According to Ng, Kitchee will add one goalkeeper, two defenders, and three attacking players. One of those forwards is Portuguese Luis Machado, 31, who will join from Radomiak Radom in Poland’s top division. At least one of the impending arrivals was with Kitchee as a youth player.

Teenage Kitchee midfielder Sohgo Ichikawa is set for a trial with a club in Spain. Photo: Dickson Lee

“I’m reasonably confident that we’re going to make a mark,” Ng said.

A loan move to mainland China for forward Poon Pui-hin, meanwhile, is being held up by a “procedural problem”.

Ng said being “sentimental” over previous years “caught up with us .. and the players”.

“We were the oldest team in the Asian Champions League … that tells you something,” he said.

Portuguese Cardoso unofficially took over for the closing four matches of last season, with Kim relegated to a peripheral role. Kitchee lost three of those games.

Ng said the 41-year-old, who formerly worked as academy manager at Shakhtar Donetsk in Ukraine, was “one of the most intelligent coaches” he had encountered.

“We looked at 30 to 40 players, to come up with the six [we are signing],” Ng said. “We have technical and psychological analysis of every one of them. The whole club is running much more on a knowledge-based, scientific direction.”

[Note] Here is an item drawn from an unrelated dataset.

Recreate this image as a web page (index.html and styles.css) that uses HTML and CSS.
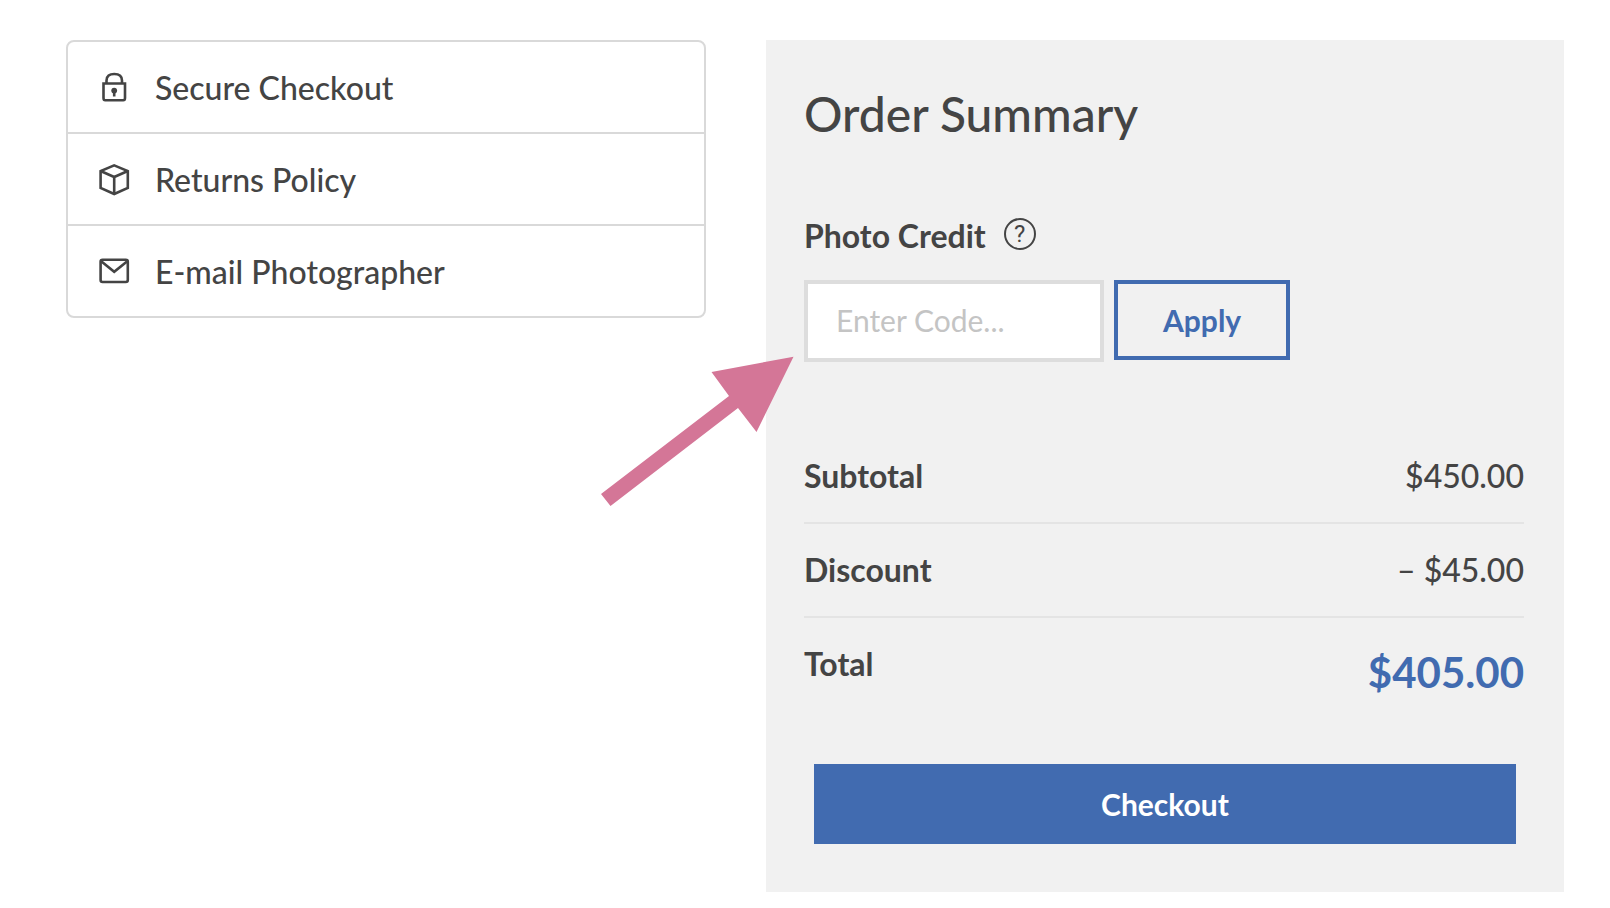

The objective is to promote young talent to select or sell.

Shinichi Chan, 21, last week joined Shanghai Shenhua of the Chinese Super League. The 19-year-old Sohgo Ichikawa, who spent 2023-24 on loan with Southern, is set for a trial in Spain, while four Kitchee under-18s are currently at a camp in Barcelona, arranged by the club’s former manager, Josep Gombau.

Ng dismissed fears over the local league’s sustainability, despite both Sham Shui Po and RCFC opting to self-relegate. “They are not the strongest clubs,” he said. “The most important thing is the top clubs are competitive and fighting for the title.

“Last season, the top clubs were competitive, except Kitchee.”